1. We hereby agree to offer through you as our agent, and
to solicit, through you as our agent, offers to subscribe to, the
unsold balance of the Trust Shares as shall then be effectively
registered under the Act, and you are appointed our agent for
such purpose. All subscriptions for Trust Shares obtained by you
shall be directed to us for acceptance and shall not be binding
on us until accepted by us. You shall have no authority to make
binding subscriptions on our behalf. We reserve the right to sell
Trust Shares through other distributors or directly to investors
through subscriptions received by us at our principal office in
New York, New York. The right given to you under this agreement
shall not apply to Trust Shares issued in connection with (a) the
merger or consolidation of any other investment company with us,
(b) our acquisition by purchase or otherwise of all or
substantially all of the assets or stock of any other investment
company or (c) the reinvestment in Trust Shares by our
shareholders of dividends or other distributions or any other
offering of shares to our shareholders.
2. You will use your best efforts to obtain subscriptions
to Trust Shares upon the terms and conditions contained herein
and in the then current Prospectus and Statement of Additional
Information, including the offering price. You will send to us
promptly all subscriptions placed with you. We shall advise you
of the approximate net asset value per share or net asset value
per share (as used in the Prospectus and Statement of Additional
Information) on any date requested by you and at such other times
as it shall have been determined by us. We shall furnish you from
time to time, for use in connection with the offering of Trust
Shares, such other information with respect to us and the Trust
Shares as you may reasonably request. We shall supply you with
such copies of our current Prospectus and Statement of Additional
Information in effect from time to time as you may request. You
are not authorized to give any information or to make any
representations, other than those contained in the Registration
Statement, Prospectus and Statement of Additional Information, as
then in effect, filed under the Act covering Trust Shares or
which we may authorize in writing. You may use employees and
agents at your cost and expense to assist you in carrying out
your obligations hereunder but no such employee or agent shall be
deemed to be our agent or have any rights under this agreement.

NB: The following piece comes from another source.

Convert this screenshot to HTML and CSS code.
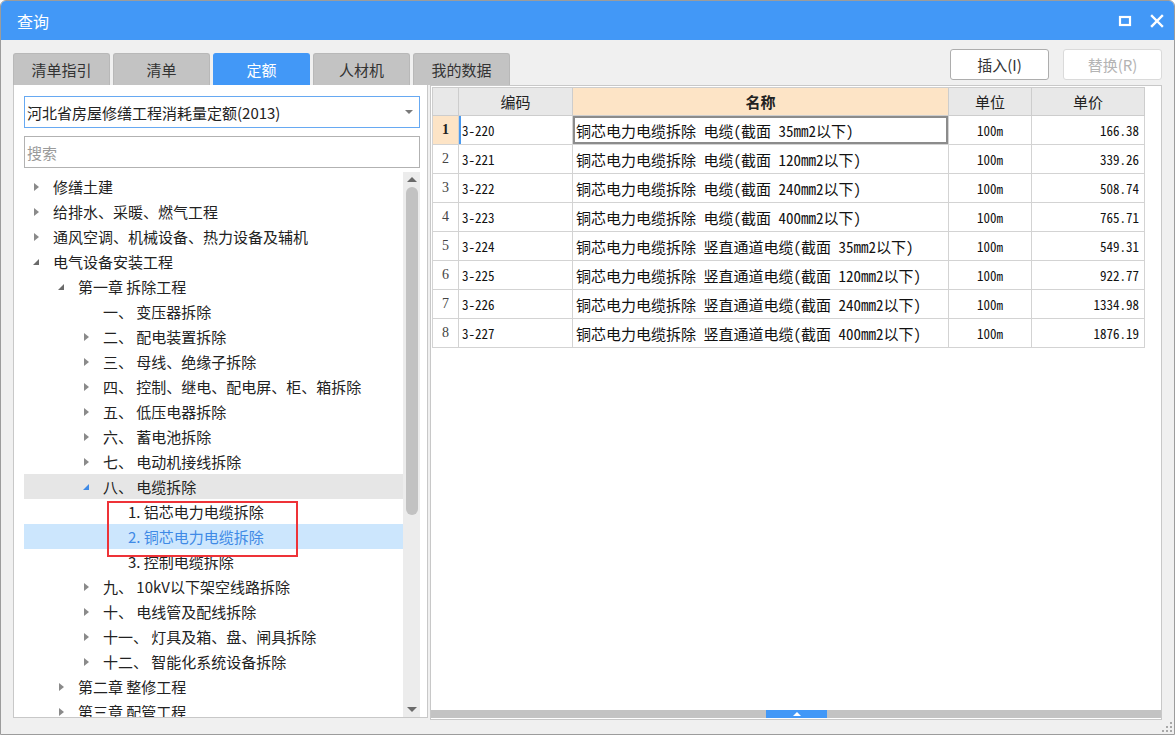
FILE: index.html
```html
<!DOCTYPE html>
<html lang="zh">
<head>
<meta charset="utf-8">
<title>查询</title>
<link rel="stylesheet" href="styles.css">
</head>
<body>
<div class="window">
  <div class="titlebar">
    <span class="title">查询</span>
    <div class="win-btns">
      <svg class="wbtn" width="14" height="12" viewBox="0 0 14 12"><rect x="2" y="2" width="10" height="8" fill="none" stroke="#fff" stroke-width="2.2"/></svg>
      <svg class="wbtn" width="14" height="14" viewBox="0 0 14 14"><path d="M2 2 L12 12 M12 2 L2 12" stroke="#fff" stroke-width="2.4" stroke-linecap="square"/></svg>
    </div>
  </div>
  <div class="content">
    <div class="toprow">
      <div class="tabs">
        <div class="tab">清单指引</div>
        <div class="tab">清单</div>
        <div class="tab active">定额</div>
        <div class="tab">人材机</div>
        <div class="tab">我的数据</div>
      </div>
      <div class="actions">
        <div class="btn">插入(I)</div>
        <div class="btn disabled">替换(R)</div>
      </div>
    </div>
    <div class="main">
      <div class="left">
        <div class="select"><span>河北省房屋修缮工程消耗量定额(2013)</span><span class="caret"></span></div>
        <div class="search">搜索</div>
        <div class="tree-wrap">
          <div class="tree">
            <div class="row l0"><span class="arr c"></span><span class="txt">修缮土建</span></div>
            <div class="row l0"><span class="arr c"></span><span class="txt">给排水、采暖、燃气工程</span></div>
            <div class="row l0"><span class="arr c"></span><span class="txt">通风空调、机械设备、热力设备及辅机</span></div>
            <div class="row l0"><span class="arr e"></span><span class="txt">电气设备安装工程</span></div>
            <div class="row l1"><span class="arr e"></span><span class="txt">第一章 拆除工程</span></div>
            <div class="row l2"><span class="arr"></span><span class="txt">一、 变压器拆除</span></div>
            <div class="row l2"><span class="arr c"></span><span class="txt">二、 配电装置拆除</span></div>
            <div class="row l2"><span class="arr c"></span><span class="txt">三、 母线、绝缘子拆除</span></div>
            <div class="row l2"><span class="arr c"></span><span class="txt">四、 控制、继电、配电屏、柜、箱拆除</span></div>
            <div class="row l2"><span class="arr c"></span><span class="txt">五、 低压电器拆除</span></div>
            <div class="row l2"><span class="arr c"></span><span class="txt">六、 蓄电池拆除</span></div>
            <div class="row l2"><span class="arr c"></span><span class="txt">七、 电动机接线拆除</span></div>
            <div class="row l2 hover"><span class="arr e blue"></span><span class="txt">八、 电缆拆除</span></div>
            <div class="row l3"><span class="txt">1. 铝芯电力电缆拆除</span></div>
            <div class="row l3 selected"><span class="txt">2. 铜芯电力电缆拆除</span></div>
            <div class="row l3"><span class="txt">3. 控制电缆拆除</span></div>
            <div class="row l2"><span class="arr c"></span><span class="txt">九、 10kV以下架空线路拆除</span></div>
            <div class="row l2"><span class="arr c"></span><span class="txt">十、 电线管及配线拆除</span></div>
            <div class="row l2"><span class="arr c"></span><span class="txt">十一、 灯具及箱、盘、闸具拆除</span></div>
            <div class="row l2"><span class="arr c"></span><span class="txt">十二、 智能化系统设备拆除</span></div>
            <div class="row l1"><span class="arr c"></span><span class="txt">第二章 整修工程</span></div>
            <div class="row l1"><span class="arr c"></span><span class="txt">第三章 配管工程</span></div>
          </div>
          <div class="vscroll">
            <span class="sarr up"></span>
            <div class="thumb-track"><div class="thumb"></div></div>
            <span class="sarr down"></span>
          </div>
          <div class="redbox"></div>
        </div>
      </div>
      <div class="right">
        <div class="grid-area">
          <table class="grid">
            <colgroup>
              <col class="c-rn"><col class="c-code"><col class="c-name"><col class="c-unit"><col class="c-price">
            </colgroup>
            <thead>
              <tr><th></th><th>编码</th><th class="sel">名称</th><th>单位</th><th>单价</th></tr>
            </thead>
            <tbody>
              <tr class="cur"><td class="rn">1</td><td class="code">3-220</td><td class="name">铜芯电力电缆拆除 电缆(截面 35mm2以下)</td><td class="unit">100m</td><td class="price">166.38</td></tr>
              <tr><td class="rn">2</td><td class="code">3-221</td><td class="name">铜芯电力电缆拆除 电缆(截面 120mm2以下)</td><td class="unit">100m</td><td class="price">339.26</td></tr>
              <tr><td class="rn">3</td><td class="code">3-222</td><td class="name">铜芯电力电缆拆除 电缆(截面 240mm2以下)</td><td class="unit">100m</td><td class="price">508.74</td></tr>
              <tr><td class="rn">4</td><td class="code">3-223</td><td class="name">铜芯电力电缆拆除 电缆(截面 400mm2以下)</td><td class="unit">100m</td><td class="price">765.71</td></tr>
              <tr><td class="rn">5</td><td class="code">3-224</td><td class="name">铜芯电力电缆拆除 竖直通道电缆(截面 35mm2以下)</td><td class="unit">100m</td><td class="price">549.31</td></tr>
              <tr><td class="rn">6</td><td class="code">3-225</td><td class="name">铜芯电力电缆拆除 竖直通道电缆(截面 120mm2以下)</td><td class="unit">100m</td><td class="price">922.77</td></tr>
              <tr><td class="rn">7</td><td class="code">3-226</td><td class="name">铜芯电力电缆拆除 竖直通道电缆(截面 240mm2以下)</td><td class="unit">100m</td><td class="price">1334.98</td></tr>
              <tr><td class="rn">8</td><td class="code">3-227</td><td class="name">铜芯电力电缆拆除 竖直通道电缆(截面 400mm2以下)</td><td class="unit">100m</td><td class="price">1876.19</td></tr>
            </tbody>
          </table>
        </div>
        <div class="hbar"><div class="handle"><span class="hup"></span></div></div>
      </div>
    </div>
    <div class="footer">
      <svg class="grip" width="10" height="10" viewBox="0 0 10 10">
        <rect x="8" y="0" width="2" height="2" fill="#a8a8a8"/>
        <rect x="4" y="4" width="2" height="2" fill="#a8a8a8"/><rect x="8" y="4" width="2" height="2" fill="#a8a8a8"/>
        <rect x="0" y="8" width="2" height="2" fill="#a8a8a8"/><rect x="4" y="8" width="2" height="2" fill="#a8a8a8"/><rect x="8" y="8" width="2" height="2" fill="#a8a8a8"/>
      </svg>
    </div>
  </div>
</div>
</body>
</html>
```

FILE: styles.css
```css
* { box-sizing: border-box; }
html, body { margin: 0; padding: 0; }
body {
  width: 1175px;
  height: 735px;
  overflow: hidden;
  background: #ffffff;
  font-family: "Noto Sans CJK SC", "Microsoft YaHei", sans-serif;
  color: #222;
}
.window {
  width: 1175px;
  height: 735px;
  border: 1px solid #9c9c9c;
  border-radius: 6px 6px 0 0;
  overflow: hidden;
  display: flex;
  flex-direction: column;
  background: #f0f0f0;
}
.titlebar {
  height: 39px;
  flex: none;
  background: #4298f7;
  display: flex;
  align-items: center;
  justify-content: space-between;
  padding: 0 10px 0 16px;
}
.title { color: #fff; font-size: 16px; line-height: 20px; }
.win-btns { display: flex; align-items: center; gap: 18px; }
.wbtn { display: block; }

.content {
  flex: 1;
  display: flex;
  flex-direction: column;
  padding: 0 12px 0 12px;
}
.toprow {
  height: 36px;
  margin-top: 9px;
  display: flex;
  justify-content: space-between;
  flex: none;
}
.tabs { display: flex; gap: 3px; align-items: flex-end; }
.tab {
  width: 97px;
  height: 32px;
  background: #c3c3c3;
  border: 1px solid #b8b8b8;
  border-bottom: none;
  border-radius: 3px 3px 0 0;
  font-size: 15px;
  color: #333;
  display: flex;
  align-items: center;
  justify-content: center;
}
.tab.active { background: #4298f7; border-color: #4298f7; color: #fff; }
.actions { display: flex; gap: 14px; align-items: flex-start; }
.btn {
  width: 99px;
  height: 31px;
  background: #fff;
  border: 1px solid #adadad;
  border-radius: 3px;
  font-size: 15px;
  color: #333;
  display: flex;
  align-items: center;
  justify-content: center;
}
.btn.disabled { color: #b4b4b4; border-color: #dadada; }

.main {
  height: 635px;
  display: flex;
  gap: 2px;
  flex: none;
}
.left {
  width: 415px;
  height: 633px;
  background: #fff;
  border: 1px solid #c8c8c8;
  border-top: none;
  padding: 11px 7px 0 10px;
  display: flex;
  flex-direction: column;
}
.select {
  height: 32px;
  border: 1px solid #67a9f2;
  display: flex;
  align-items: center;
  justify-content: space-between;
  padding: 0 6px 0 2px;
  font-size: 15px;
  color: #222;
  flex: none;
}
.caret {
  width: 0; height: 0;
  border-left: 4px solid transparent;
  border-right: 4px solid transparent;
  border-top: 4px solid #7a7a7a;
}
.search {
  height: 32px;
  margin-top: 8px;
  border: 1px solid #b2b2b2;
  display: flex;
  align-items: center;
  padding-left: 2px;
  font-size: 15px;
  color: #9a9a9a;
  flex: none;
}
.tree-wrap {
  position: relative;
  flex: 1;
  margin-top: 4px;
  display: flex;
  overflow: hidden;
}
.tree { flex: 1; padding-top: 2px; overflow: hidden; }
.row {
  height: 25px;
  display: flex;
  align-items: center;
  font-size: 15px;
  color: #222;
  white-space: nowrap;
}
.row.l0 { padding-left: 6px; }
.row.l1 { padding-left: 31px; }
.row.l2 { padding-left: 56px; }
.row.l3 { padding-left: 104px; }
.row.hover { background: #e6e6e6; }
.row.selected { background: #cce6fd; color: #3f8ae6; }
.arr {
  width: 12px;
  height: 12px;
  margin-right: 11px;
  position: relative;
  flex: none;
}
.arr.c::before {
  content: "";
  position: absolute;
  left: 4px; top: 2px;
  border-left: 5px solid #8a8a8a;
  border-top: 4px solid transparent;
  border-bottom: 4px solid transparent;
}
.arr.e::before {
  content: "";
  position: absolute;
  left: 3px; top: 3px;
  border-bottom: 6px solid #6a6a6a;
  border-left: 6px solid transparent;
}
.arr.e.blue::before { border-bottom-color: #3f8ae6; }

.vscroll {
  width: 17px;
  flex: none;
  background: #ececec;
  display: flex;
  flex-direction: column;
  align-items: center;
}
.sarr { width: 0; height: 0; flex: none; }
.sarr.up {
  margin-top: 5px;
  border-left: 5px solid transparent;
  border-right: 5px solid transparent;
  border-bottom: 5px solid #6a6a6a;
}
.sarr.down {
  margin-bottom: 5px;
  border-left: 5px solid transparent;
  border-right: 5px solid transparent;
  border-top: 5px solid #6a6a6a;
}
.thumb-track { flex: 1; width: 100%; padding: 5px 2px 0 2px; }
.thumb { width: 12px; margin: 0 auto; height: 328px; background: #c2c2c2; border-radius: 6px; }
.redbox {
  position: absolute;
  left: 83px;
  top: 329px;
  width: 191px;
  height: 56px;
  border: 2px solid #ee3338;
  pointer-events: none;
}

.right {
  flex: 1;
  height: 635px;
  background: #fff;
  border: 1px solid #c8c8c8;
  padding: 1px 0 0 1px;
  display: flex;
  flex-direction: column;
}
.grid-area { flex: 1; }
.grid {
  border-collapse: collapse;
  table-layout: fixed;
  width: 712px;
  font-family: "Noto Sans Mono CJK SC", "Noto Sans CJK SC", "Liberation Mono", monospace;
  font-size: 15px;
  color: #111;
}
.c-rn { width: 26px; }
.c-code { width: 114px; }
.c-name { width: 376px; }
.c-unit { width: 83px; }
.c-price { width: 113px; }
.grid th {
  height: 28px;
  background: #e8e8e8;
  border: 1px solid #cdcdcd;
  font-family: "Noto Sans CJK SC", sans-serif;
  font-weight: normal;
  font-size: 15px;
  color: #222;
  padding: 0;
}
.grid th.sel { background: #fde4c6; font-weight: bold; }
.grid td {
  height: 29px;
  border: 1px solid #d3d3d3;
  padding: 0 3px;
  white-space: nowrap;
  overflow: hidden;
}
.grid td.rn {
  text-align: center;
  font-family: "Liberation Serif", serif;
  font-size: 14px;
  color: #444;
  padding: 0;
}
.grid tr.cur td.rn { background: #fde4c6; font-weight: bold; color: #222; }
.grid tr.cur td.code { box-shadow: inset 2px 0 0 #4a9af0; }
.grid tr.cur td.name { box-shadow: inset 0 0 0 2px #8c8c8c; }
.grid td.code { font-size: 13px; }
.grid td.unit { text-align: center; font-size: 13px; }
.grid td.price { text-align: right; font-size: 13px; padding-right: 5px; }

.hbar {
  height: 8px;
  margin: 0 0 1px -1px;
  background: #c3c3c3;
  position: relative;
  flex: none;
}
.handle {
  position: absolute;
  left: 335px;
  top: 0;
  width: 61px;
  height: 8px;
  background: #4298f7;
  display: flex;
  justify-content: center;
  align-items: center;
}
.hup {
  width: 0; height: 0;
  border-left: 4px solid transparent;
  border-right: 4px solid transparent;
  border-bottom: 4px solid #fff;
}
.footer {
  flex: 1;
  display: flex;
  justify-content: flex-end;
  align-items: flex-end;
  padding: 0 0 2px 0;
  margin-right: -10px;
}
.grip { display: block; }
```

3. We reserve the right to suspend the offering of Trust
Shares at any time, in the absolute discretion of our Board of
Trustees, and upon notice of such suspension you shall cease to
offer Trust Shares hereunder.
4. Both of us will cooperate with each other in taking such
action as may be necessary to qualify Trust Shares for sale under
the securities laws of such states as we may designate. Pursuant
to our Advisory Agreement dated July 22, 1992 with Alliance
Capital Management L.P. (the "Adviser"), we will pay all fees and
expenses of registering Trust Shares under the Act and of
qualification of Trust Shares and our qualification under
applicable state securities laws. You shall pay all expenses
relating to your broker-dealer qualification.
5. It is understood that paragraphs 5, 10 and 13 hereof
constitutes a plan of distribution (the "Plan") within the
meaning of Rule 12b-1 adopted by the Securities and Exchange
Commission under the Investment Company Act of 1940 (the "1940
Act") and is a part of this Agreement. The material aspects of
the Plan are as follows:
(a) The Trust will pay you each month a distribution services
fee with respect to each Portfolio of the Trust ("Portfolio")
which will not exceed, on an annualized basis, .25 of 1% of the
Trust's average daily net assets. You will use the entire amount
so received from the Trust (i) to compensate broker-dealers or
other persons for providing distribution assistance, (ii) to make
payments to compensate banks and other institutions for providing
administrative and accounting services with respect to Trust
shareholders and (iii) to otherwise promote the sale of shares of
the Trust, including paying for the preparation, printing and
distribution of prospectuses and sales literature or other
promotional activities.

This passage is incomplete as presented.